La prima a reagire con durezza è stata la segretaria del Partito democratico, Elly Schlein, che ha accusato la premier di voler “prendere in giro gli italiani”. “Anziché dire se è favorevole o contraria ai cinque quesiti su lavoro e cittadinanza – ha dichiarato la leader dem – conferma che vuole affossare i referendum e che teme il raggiungimento del quorum, perché non ritirare le schede equivale a non votare”. E poi l’attacco frontale: “Meloni ha paura della partecipazione e di dire la verità che è sotto gli occhi di tutti”.

“Meloni teme il voto”: l’affondo dell’opposizione

Le dichiarazioni della presidente del Consiglio sono arrivate in un giorno simbolico come il 2 giugno, Festa della Repubblica. Un dettaglio che non è sfuggito alla stessa Schlein, che ha rincarato la dose: “È contraria a contrastare la precarietà e migliorare la legge sulla cittadinanza. Invece di invitare all’astensione nel giorno della Repubblica, avesse almeno il coraggio di andare a votare no. Noi invece voteremo convintamente 5 sì, e saremo tanti!”.

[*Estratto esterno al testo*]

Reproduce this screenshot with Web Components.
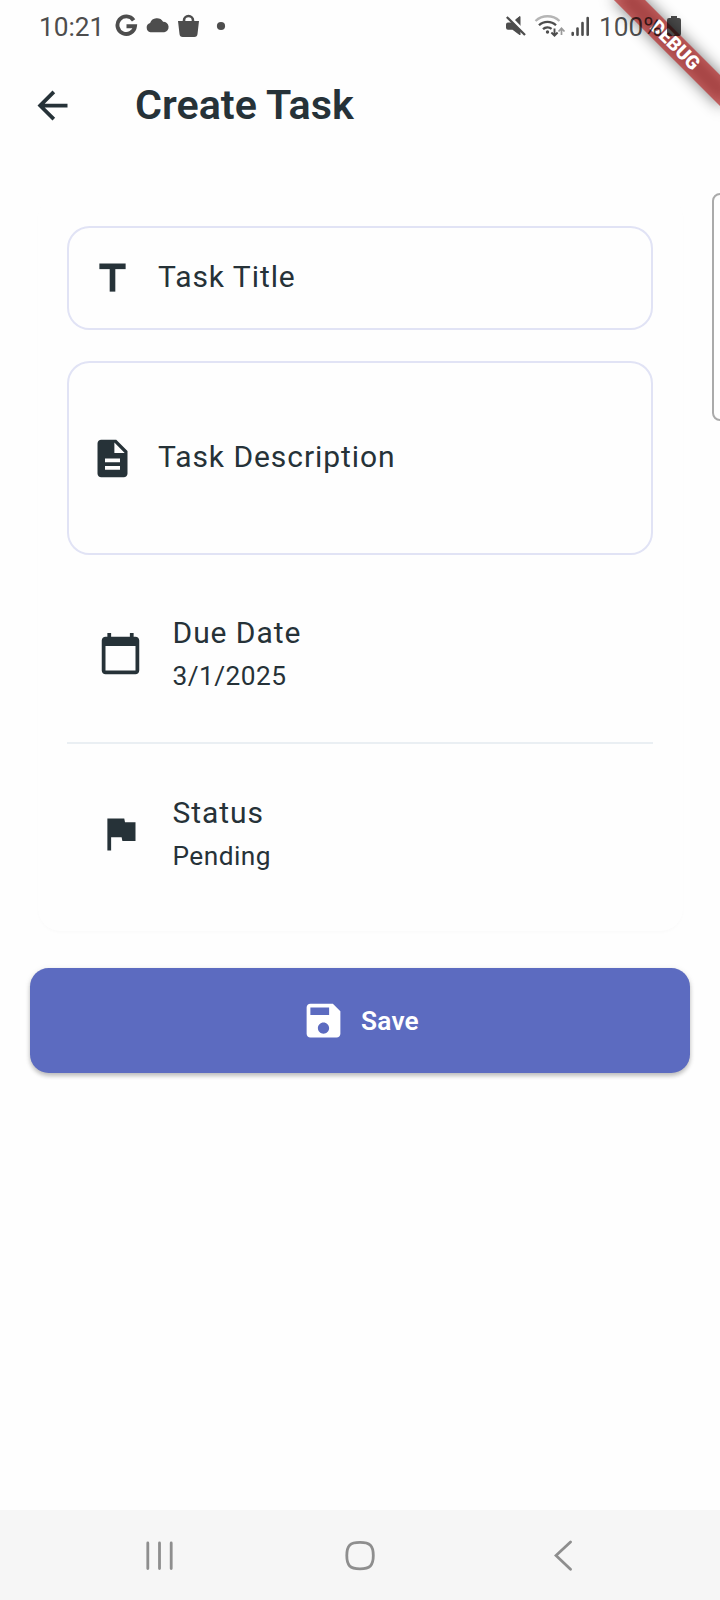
<!DOCTYPE html>
<html lang="en">
<head>
<meta charset="utf-8">
<title>Create Task</title>
<style>
html,body{margin:0;padding:0;background:#fefefe}
body{font-family:Roboto,"Noto Sans",sans-serif;color:#263238}
</style>
</head>
<body>
<phone-screen>
  <status-bar slot="top"></status-bar>
  <app-bar slot="top">Create Task</app-bar>
  <task-card>
    <text-field icon="title" style="--h:104px">Task Title</text-field>
    <text-field icon="description" style="--h:194px">Task Description</text-field>
    <div>
      <list-tile icon="calendar">Due Date<span slot="sub">3/1/2025</span></list-tile>
      <thin-divider></thin-divider>
      <list-tile icon="flag">Status<span slot="sub">Pending</span></list-tile>
    </div>
  </task-card>
  <save-button>Save</save-button>
  <nav-bar slot="bottom"></nav-bar>
  <edge-handle slot="overlay"></edge-handle>
  <debug-banner slot="overlay">DEBUG</debug-banner>
</phone-screen>
<script>
const define = (name, html) => customElements.define(name, class extends HTMLElement {
  constructor() {
    super();
    this.attachShadow({ mode: 'open' }).innerHTML = typeof html === 'function' ? html(this) : html;
  }
});

const ICONS = {
  back: '<path d="M20 11H7.83l5.59-5.59L12 4l-8 8 8 8 1.41-1.41L7.83 13H20v-2z"/>',
  title: '<rect x="5" y="4" width="14" height="3"/><rect x="10.5" y="6.5" width="3" height="12.5"/>',
  description: '<path d="M14 2H6c-1.1 0-1.99.9-1.99 2L4 20c0 1.1.89 2 1.99 2H18c1.1 0 2-.9 2-2V8l-6-6zm2 16H8v-2h8v2zm0-4H8v-2h8v2zm-3-5V3.5L18.5 9H13z"/>',
  calendar: '<path d="M20 3h-1V1h-2v2H7V1H5v2H4c-1.1 0-2 .9-2 2v16c0 1.1.9 2 2 2h16c1.1 0 2-.9 2-2V5c0-1.1-.9-2-2-2zm0 18H4V8h16v13z"/>',
  flag: '<path d="M14.4 6L14 4H5v17h2v-7h5.6l.4 2h7V6z"/>',
  save: '<path d="M17 3H5c-1.11 0-2 .9-2 2v14c0 1.1.89 2 2 2h14c1.1 0 2-.9 2-2V7l-4-4zm-5 16c-1.66 0-3-1.34-3-3s1.34-3 3-3 3 1.34 3 3-1.34 3-3 3zm3-10H5V5h10v4z"/>'
};

define('md-icon', el => `
<style>:host{display:block;width:45px;height:45px;flex:none}svg{display:block;width:45px;height:45px;fill:currentColor}</style>
<svg viewBox="0 0 24 24">${ICONS[el.getAttribute('name')] || ''}</svg>`);

define('phone-screen', `
<style>
:host{display:flex;flex-direction:column;position:relative;width:720px;height:1600px;overflow:hidden;background:#fefefe;isolation:isolate}
main{flex:1;display:flex;flex-direction:column;padding:30px 30px 0;gap:29.5px}
</style>
<slot name="top"></slot><main><slot></slot></main><slot name="bottom"></slot><slot name="overlay"></slot>`);

/* The system status bar is painted above the app, including its debug ribbon. */
define('status-bar', `
<style>
:host{display:flex;position:relative;z-index:2;box-sizing:border-box;height:52.5px;padding:0 38.5px 0 39px;align-items:center;color:#4d4d4d;font-size:26.25px;line-height:30px}
svg{display:block;flex:none}
span{padding-top:2px}
.t{width:76px;white-space:nowrap}
.p{width:67.500px;white-space:nowrap;color:rgba(0,0,0,.7)}
.sp{flex:1}
</style>
<span class="t">10:21</span>
<svg width="115" height="52" viewBox="115 0 115 52" fill="#4d4d4d">
  <path d="M133.600 20.300A8.800 8.800 0 1 0 135 26.200H126.500" fill="none" stroke="#4d4d4d" stroke-width="3.900"/>
  <path d="M150.500 32.200a4.800 4.800 0 0 1-.4-9.300 7.300 7.300 0 0 1 13-1.200 5.300 5.300 0 0 1 1.200 10.500z"/>
  <path d="M178 21h21l-1.500 13a3.300 3.300 0 0 1-3.200 3h-11.600a3.300 3.300 0 0 1-3.200-3z"/>
  <path d="M184 23v-2.500a4.500 4.500 0 0 1 9 0V23" fill="none" stroke="#4d4d4d" stroke-width="2.600"/>
  <circle cx="221" cy="26" r="4.100"/>
</svg>
<span class="sp"></span>
<svg width="95" height="52" viewBox="504.500 0 95 52" fill="#4d4d4d">
  <path d="M506.500 24.500q0-2 2-2h4l7.500-6h1v18.500h-1l-7-5.300h-4.500q-2 0-2-2z"/>
  <path d="M516 19.500l4.500-3.500v9z"/>
  <path d="M509.200 15.800L527.200 34" stroke="#fefefe" stroke-width="3"/>
  <path d="M507.300 17L525.500 35" stroke="#4d4d4d" stroke-width="2.300"/>
  <g fill="none" stroke="#4d4d4d" stroke-width="2.300">
    <path d="M536 21a17.500 17.500 0 0 1 24 0" stroke="#b5b5b5"/>
    <path d="M539.500 25.300a12.200 12.200 0 0 1 17 0"/>
    <path d="M543.500 29.200a6.600 6.600 0 0 1 8.600-.3"/>
    <path d="M555 28.500v7m-3.100-3l3.100 3.200 3.100-3.200" stroke-width="1.900"/>
    <path d="M562 35v-6.500m-3 3l3-3.200 3 3.200" stroke="#999" stroke-width="1.700"/>
  </g>
  <circle cx="548" cy="32" r="1.700"/>
  <g stroke="#4d4d4d" stroke-width="2.600" stroke-linecap="round"><path d="M573.200 33v1.700M578 28.500v6.200M583 23v11.700M588.200 18v16.700"/></g>
</svg>
<span class="p">100%</span>
<svg width="15" height="52" viewBox="667 0 15 52" fill="rgba(0,0,0,.7)"><path d="M671 16h6v2h2a2 2 0 0 1 2 2v14a2 2 0 0 1-2 2h-10a2 2 0 0 1-2-2v-14a2 2 0 0 1 2-2h2z"/></svg>`);

define('app-bar', `
<style>
:host{display:flex;box-sizing:border-box;height:105px;padding-left:30px;align-items:center;gap:60px;color:#263238}
h1{margin:0;font-size:41.25px;line-height:48px;font-weight:600;letter-spacing:0}
</style><md-icon name="back"></md-icon><h1><slot></slot></h1>`);

define('task-card', `
<style>
:host{display:flex;flex-direction:column;gap:31px;margin:7.5px;padding:31px 30px 30px 29.500px;border-radius:22.5px;background:#fefefe;box-shadow:0 2px 3px rgba(0,0,0,.015)}
div{margin-top:-.5px}
::slotted(div){margin-top:-.5px}
</style><slot></slot>`);

define('text-field', el => `
<style>
:host{display:flex;box-sizing:border-box;height:var(--h);align-items:center;gap:23px;padding-left:21px;border:2px solid #e1e3f5;border-radius:22.5px;font-size:30px;line-height:36px;letter-spacing:.94px}
span{position:relative;top:-1px}
</style><md-icon name="${el.getAttribute('icon')}"></md-icon><span><slot></slot></span>`);

define('list-tile', el => `
<style>
:host{display:flex;height:135px;align-items:center;gap:30px;padding:0 30.500px}
b,i{display:block;font-weight:400;font-style:normal}
b{font-size:30px;line-height:45px;letter-spacing:.94px}
i{font-size:26.25px;line-height:42px;letter-spacing:.47px}
</style><md-icon name="${el.getAttribute('icon')}"></md-icon><div><b><slot></slot></b><i><slot name="sub"></slot></i></div>`);

define('thin-divider', `
<style>:host{display:flex;height:45px;align-items:center}hr{flex:1;margin:0;border:0;height:2px;background:#eaeff3}</style><hr>`);

define('save-button', `
<style>
:host{display:flex;height:105px;align-items:center;justify-content:center;gap:15px;border-radius:18.75px;background:#5c6bc0;color:#fff;font-size:26.25px;line-height:36px;font-weight:600;letter-spacing:.19px;box-shadow:0 3px 4px rgba(0,0,0,.22),0 1px 6px rgba(0,0,0,.08)}
span{padding-top:1.500px}
</style><md-icon name="save"></md-icon><span><slot></slot></span>`);

define('nav-bar', `
<style>:host{display:flex;height:90px;background:#f6f6f6;align-items:center;padding:0 145px;box-sizing:border-box;padding-top:1px}
svg{display:block;fill:none;stroke:#8e8e8e;stroke-width:2.800;stroke-linecap:round}
svg:nth-of-type(2){margin:0 178px 0 170px}</style>
<svg width="29" height="32" viewBox="145 1540 29 32"><path d="M147.800 1543v25.500M159.500 1543v25.500M171.200 1543v25.500"/></svg>
<svg width="32" height="32" viewBox="344.500 1540 32 32"><path d="M360.500 1542.300c10 0 13.300 3.200 13.300 13.200s-3.300 13.300-13.300 13.300-13.200-3.300-13.200-13.300 3.200-13.200 13.200-13.200z"/></svg>
<svg width="21" height="32" viewBox="554 1540 21 32"><path d="M570.500 1542l-14.500 13.500 14.500 13.800"/></svg>`);

define('edge-handle', `
<style>:host{display:block;position:absolute;box-sizing:border-box;left:711.5px;top:193px;width:20px;height:227.500px;border:2px solid #aaa;border-radius:8px;background:#fefefe}</style>`);

define('debug-banner', `
<style>
:host{display:block;position:absolute;left:720px;top:0;width:0;height:0;transform:rotate(45deg)}
div{position:absolute;left:-75px;top:52.5px;width:150px;height:22.5px;line-height:22.5px;text-align:center;background:rgba(183,28,28,.63);color:#fff;font-size:19.125px;font-weight:900}
div::before{content:"";position:absolute;inset:0;z-index:-1;background:rgba(0,0,0,.5);filter:blur(7.400px)}
</style><div><slot></slot></div>`);
</script>
</body>
</html>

Alla segretaria del Pd ha fatto eco anche l’ex presidente del Consiglio e attuale leader del Movimento 5 Stelle, Giuseppe Conte, che ha parlato di “messaggio vergognoso”. “Indigna ma non stupisce – ha detto – che Meloni non ritirerà la scheda e quindi non voterà al referendum dell’8 e 9 giugno, in cui si sceglie se aumentare i diritti e le tutele dei lavoratori contro precarietà, incidenti sul lavoro, licenziamenti. In quasi 30 anni di politica non ha fatto nulla per chi si spacca la schiena ogni giorno. È vergognoso che questo messaggio di astensione arrivi da un presidente del Consiglio il 2 giugno, giorno simbolo della Repubblica e della prima volta al voto per le donne”.

Tensioni tra i partiti e la posta in gioco del quorum

Il rischio che i referendum non raggiungano il quorum previsto dalla legge – ovvero la partecipazione della maggioranza assoluta degli aventi diritto – è concreto. E la scelta della premier di non ritirare le schede, pur recandosi al seggio, è stata letta come una strategia per favorire l’astensione e neutralizzare l’esito delle consultazioni.

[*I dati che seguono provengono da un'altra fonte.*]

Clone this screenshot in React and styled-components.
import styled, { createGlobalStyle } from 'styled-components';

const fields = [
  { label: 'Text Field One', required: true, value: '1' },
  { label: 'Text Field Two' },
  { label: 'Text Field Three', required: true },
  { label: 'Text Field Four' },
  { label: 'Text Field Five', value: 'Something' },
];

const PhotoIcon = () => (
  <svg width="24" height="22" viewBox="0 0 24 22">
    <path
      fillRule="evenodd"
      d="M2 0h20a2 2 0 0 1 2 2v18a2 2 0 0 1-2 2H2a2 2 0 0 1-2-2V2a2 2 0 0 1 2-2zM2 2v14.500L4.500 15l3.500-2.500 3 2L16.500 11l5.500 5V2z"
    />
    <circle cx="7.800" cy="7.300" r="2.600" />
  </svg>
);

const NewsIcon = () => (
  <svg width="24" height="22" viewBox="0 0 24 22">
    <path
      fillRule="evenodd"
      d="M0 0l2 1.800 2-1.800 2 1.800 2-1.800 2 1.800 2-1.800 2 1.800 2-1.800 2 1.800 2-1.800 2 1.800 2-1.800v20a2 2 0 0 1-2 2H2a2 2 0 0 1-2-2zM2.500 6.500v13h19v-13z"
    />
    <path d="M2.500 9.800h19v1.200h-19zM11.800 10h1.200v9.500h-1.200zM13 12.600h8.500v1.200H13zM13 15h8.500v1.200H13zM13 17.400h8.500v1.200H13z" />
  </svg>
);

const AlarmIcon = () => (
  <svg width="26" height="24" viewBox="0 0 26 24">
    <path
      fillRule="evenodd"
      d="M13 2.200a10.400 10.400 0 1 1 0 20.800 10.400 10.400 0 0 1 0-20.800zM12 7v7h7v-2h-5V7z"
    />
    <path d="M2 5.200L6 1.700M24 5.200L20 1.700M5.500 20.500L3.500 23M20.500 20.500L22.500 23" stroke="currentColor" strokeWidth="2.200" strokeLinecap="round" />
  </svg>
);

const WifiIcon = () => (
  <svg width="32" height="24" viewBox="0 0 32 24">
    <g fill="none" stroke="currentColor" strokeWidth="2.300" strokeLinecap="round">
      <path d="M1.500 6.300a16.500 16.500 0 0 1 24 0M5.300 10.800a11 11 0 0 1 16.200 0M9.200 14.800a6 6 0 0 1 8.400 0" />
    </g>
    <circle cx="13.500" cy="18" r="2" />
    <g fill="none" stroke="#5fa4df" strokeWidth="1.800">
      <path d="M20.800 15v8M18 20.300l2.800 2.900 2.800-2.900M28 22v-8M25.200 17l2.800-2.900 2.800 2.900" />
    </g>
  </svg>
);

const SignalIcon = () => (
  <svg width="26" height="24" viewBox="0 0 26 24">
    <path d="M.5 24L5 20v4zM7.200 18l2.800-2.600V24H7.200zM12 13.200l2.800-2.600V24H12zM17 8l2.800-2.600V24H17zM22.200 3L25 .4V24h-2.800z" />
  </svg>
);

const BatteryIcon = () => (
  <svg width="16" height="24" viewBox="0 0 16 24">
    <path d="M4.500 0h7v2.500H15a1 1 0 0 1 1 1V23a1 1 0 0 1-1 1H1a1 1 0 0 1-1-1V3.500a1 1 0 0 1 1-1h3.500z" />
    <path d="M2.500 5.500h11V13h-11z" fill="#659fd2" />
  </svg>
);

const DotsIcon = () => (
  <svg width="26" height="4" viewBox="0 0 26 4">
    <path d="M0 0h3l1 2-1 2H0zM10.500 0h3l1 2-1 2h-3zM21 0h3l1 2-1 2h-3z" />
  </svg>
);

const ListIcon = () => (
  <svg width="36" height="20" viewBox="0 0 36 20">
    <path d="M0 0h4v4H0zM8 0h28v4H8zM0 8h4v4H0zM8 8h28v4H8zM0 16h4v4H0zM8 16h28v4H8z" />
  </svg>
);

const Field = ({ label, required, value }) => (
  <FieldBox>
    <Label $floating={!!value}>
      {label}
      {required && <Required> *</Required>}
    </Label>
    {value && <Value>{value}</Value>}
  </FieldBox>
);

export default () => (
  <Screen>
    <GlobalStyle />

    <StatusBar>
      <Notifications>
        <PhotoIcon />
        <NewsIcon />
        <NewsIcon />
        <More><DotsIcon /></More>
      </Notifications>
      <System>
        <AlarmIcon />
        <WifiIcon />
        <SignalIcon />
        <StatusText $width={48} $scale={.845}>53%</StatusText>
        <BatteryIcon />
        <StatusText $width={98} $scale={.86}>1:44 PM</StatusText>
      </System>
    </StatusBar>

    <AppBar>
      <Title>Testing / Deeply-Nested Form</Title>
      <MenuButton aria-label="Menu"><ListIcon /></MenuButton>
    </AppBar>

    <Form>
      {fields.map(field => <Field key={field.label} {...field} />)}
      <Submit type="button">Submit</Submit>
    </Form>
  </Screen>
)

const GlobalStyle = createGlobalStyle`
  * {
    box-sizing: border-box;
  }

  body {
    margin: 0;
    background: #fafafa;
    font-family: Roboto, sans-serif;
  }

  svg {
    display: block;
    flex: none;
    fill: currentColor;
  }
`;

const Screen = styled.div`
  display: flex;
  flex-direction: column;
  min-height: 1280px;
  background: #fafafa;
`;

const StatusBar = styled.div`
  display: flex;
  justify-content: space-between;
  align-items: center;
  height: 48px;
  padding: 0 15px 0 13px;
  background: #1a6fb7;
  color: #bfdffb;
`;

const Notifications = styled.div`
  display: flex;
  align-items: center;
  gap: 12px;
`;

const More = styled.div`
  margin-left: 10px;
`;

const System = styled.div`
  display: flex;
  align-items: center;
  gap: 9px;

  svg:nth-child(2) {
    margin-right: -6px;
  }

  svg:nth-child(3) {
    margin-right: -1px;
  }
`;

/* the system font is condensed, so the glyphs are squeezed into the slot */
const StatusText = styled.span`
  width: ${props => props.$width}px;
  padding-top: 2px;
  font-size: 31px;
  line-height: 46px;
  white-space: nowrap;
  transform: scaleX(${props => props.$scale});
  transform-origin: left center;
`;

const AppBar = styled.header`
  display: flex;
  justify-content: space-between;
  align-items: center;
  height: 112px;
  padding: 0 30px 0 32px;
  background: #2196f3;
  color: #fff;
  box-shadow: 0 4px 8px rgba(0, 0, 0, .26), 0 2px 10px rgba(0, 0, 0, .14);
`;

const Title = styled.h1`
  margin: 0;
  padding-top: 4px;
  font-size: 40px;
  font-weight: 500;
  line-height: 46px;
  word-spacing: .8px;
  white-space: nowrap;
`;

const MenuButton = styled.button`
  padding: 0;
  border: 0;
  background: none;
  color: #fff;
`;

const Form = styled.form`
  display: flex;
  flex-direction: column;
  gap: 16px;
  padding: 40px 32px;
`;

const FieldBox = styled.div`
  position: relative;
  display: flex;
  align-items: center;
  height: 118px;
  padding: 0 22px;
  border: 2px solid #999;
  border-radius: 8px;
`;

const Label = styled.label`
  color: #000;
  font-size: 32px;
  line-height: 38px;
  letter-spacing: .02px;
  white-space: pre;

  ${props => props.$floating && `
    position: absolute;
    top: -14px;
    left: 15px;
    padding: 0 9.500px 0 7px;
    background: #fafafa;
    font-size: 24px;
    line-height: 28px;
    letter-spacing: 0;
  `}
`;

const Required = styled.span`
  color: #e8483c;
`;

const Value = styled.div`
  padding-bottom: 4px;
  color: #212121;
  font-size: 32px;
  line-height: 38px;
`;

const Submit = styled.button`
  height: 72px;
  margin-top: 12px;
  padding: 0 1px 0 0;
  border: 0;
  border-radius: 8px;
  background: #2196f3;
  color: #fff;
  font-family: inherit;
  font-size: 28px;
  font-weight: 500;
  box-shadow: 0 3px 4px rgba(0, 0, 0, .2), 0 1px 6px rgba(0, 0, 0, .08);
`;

I quesiti riguardano temi caldi nel dibattito pubblico, dalla riforma delle norme sui licenziamenti all’abolizione del Jobs Act per il reintegro, dalla sicurezza nei luoghi di lavoro alla cancellazione delle norme che ostacolano l’ottenimento della cittadinanza per i figli di stranieri nati in Italia.

La mossa di Meloni, più che una posizione sui contenuti, si è rivelata una scelta tattica che ha infiammato lo scontro politico a ridosso di una tornata referendaria dal forte valore simbolico.